- _Task to complete_
Images should be left out, and everything else in the listing reproduced exactly.

- _Provided data_
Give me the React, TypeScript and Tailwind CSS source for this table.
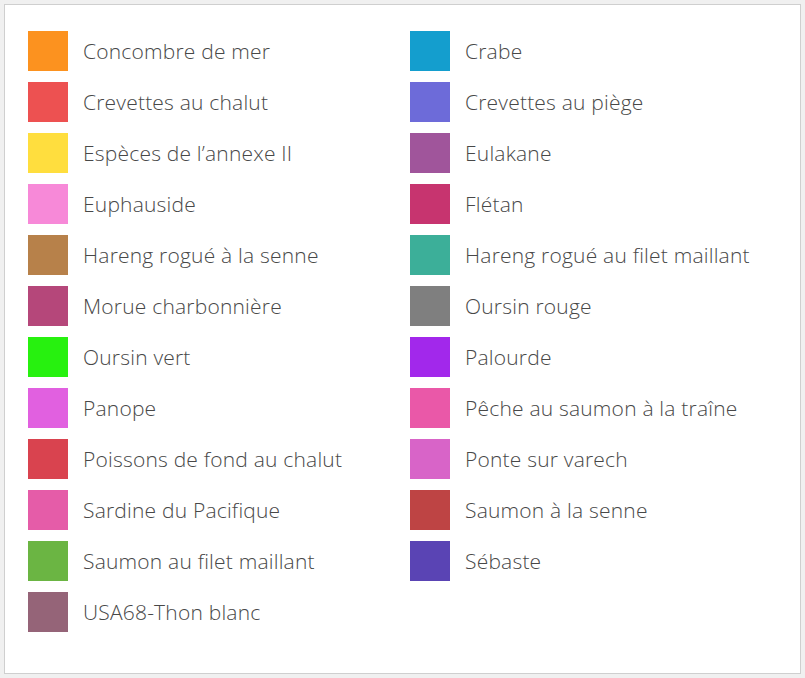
const left = [
  ["Concombre de mer", "#fc921f"],
  ["Crevettes au chalut", "#ed5151"],
  ["Espèces de l’annexe II", "#ffde3e"],
  ["Euphauside", "#f789d8"],
  ["Hareng rogué à la senne", "#b7814a"],
  ["Morue charbonnière", "#b5477a"],
  ["Oursin vert", "#27f10f"],
  ["Panope", "#e160e0"],
  ["Poissons de fond au chalut", "#d9434f"],
  ["Sardine du Pacifique", "#e55ca8"],
  ["Saumon au filet maillant", "#6bb543"],
  ["USA68-Thon blanc", "#956478"],
];

const right = [
  ["Crabe", "#149ece"],
  ["Crevettes au piège", "#6d6bd9"],
  ["Eulakane", "#a0559b"],
  ["Flétan", "#c7346f"],
  ["Hareng rogué au filet maillant", "#3caf99"],
  ["Oursin rouge", "#7f7f7f"],
  ["Palourde", "#a228eb"],
  ["Pêche au saumon à la traîne", "#ea58a8"],
  ["Ponte sur varech", "#d864c8"],
  ["Saumon à la senne", "#be4444"],
  ["Sébaste", "#5a44b4"],
];

function LegendItem({ label, color }: { label: string; color: string }) {
  return (
    <div className="flex h-[40px] items-center gap-[15px]">
      <div className="h-[40px] w-[40px] shrink-0" style={{ backgroundColor: color }} />
      <span className="whitespace-nowrap text-[21px] font-light leading-none tracking-[0.2px] text-[#484848]">
        {label}
      </span>
    </div>
  );
}

export default function App() {
  return (
    <div className="h-[678px] w-[805px] bg-[#f0f0f0] pl-[4px] pt-[4px] font-['Open_Sans',sans-serif]">
      <div className="h-[670px] w-[797px] border border-[#cfcfcf] bg-white pl-[23px] pt-[26px]">
        <div className="grid grid-cols-[382px_1fr]">
          <div className="flex flex-col gap-[11px]">
            {left.map(([l, c]) => (
              <LegendItem key={l} label={l} color={c} />
            ))}
          </div>
          <div className="flex flex-col gap-[11px]">
            {right.map(([l, c]) => (
              <LegendItem key={l} label={l} color={c} />
            ))}
          </div>
        </div>
      </div>
    </div>
  );
}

- _Written response_
Give me the React, TypeScript and Tailwind CSS source for this table.
const left = [
  ["Concombre de mer", "#fc921f"],
  ["Crevettes au chalut", "#ed5151"],
  ["Espèces de l’annexe II", "#ffde3e"],
  ["Euphauside", "#f789d8"],
  ["Hareng rogué à la senne", "#b7814a"],
  ["Morue charbonnière", "#b5477a"],
  ["Oursin vert", "#27f10f"],
  ["Panope", "#e160e0"],
  ["Poissons de fond au chalut", "#d9434f"],
  ["Sardine du Pacifique", "#e55ca8"],
  ["Saumon au filet maillant", "#6bb543"],
  ["USA68-Thon blanc", "#956478"],
];

const right = [
  ["Crabe", "#149ece"],
  ["Crevettes au piège", "#6d6bd9"],
  ["Eulakane", "#a0559b"],
  ["Flétan", "#c7346f"],
  ["Hareng rogué au filet maillant", "#3caf99"],
  ["Oursin rouge", "#7f7f7f"],
  ["Palourde", "#a228eb"],
  ["Pêche au saumon à la traîne", "#ea58a8"],
  ["Ponte sur varech", "#d864c8"],
  ["Saumon à la senne", "#be4444"],
  ["Sébaste", "#5a44b4"],
];

function LegendItem({ label, color }: { label: string; color: string }) {
  return (
    <div className="flex h-[40px] items-center gap-[15px]">
      <div className="h-[40px] w-[40px] shrink-0" style={{ backgroundColor: color }} />
      <span className="whitespace-nowrap text-[21px] font-light leading-none tracking-[0.2px] text-[#484848]">
        {label}
      </span>
    </div>
  );
}

export default function App() {
  return (
    <div className="h-[678px] w-[805px] bg-[#f0f0f0] pl-[4px] pt-[4px] font-['Open_Sans',sans-serif]">
      <div className="h-[670px] w-[797px] border border-[#cfcfcf] bg-white pl-[23px] pt-[26px]">
        <div className="grid grid-cols-[382px_1fr]">
          <div className="flex flex-col gap-[11px]">
            {left.map(([l, c]) => (
              <LegendItem key={l} label={l} color={c} />
            ))}
          </div>
          <div className="flex flex-col gap-[11px]">
            {right.map(([l, c]) => (
              <LegendItem key={l} label={l} color={c} />
            ))}
          </div>
        </div>
      </div>
    </div>
  );
}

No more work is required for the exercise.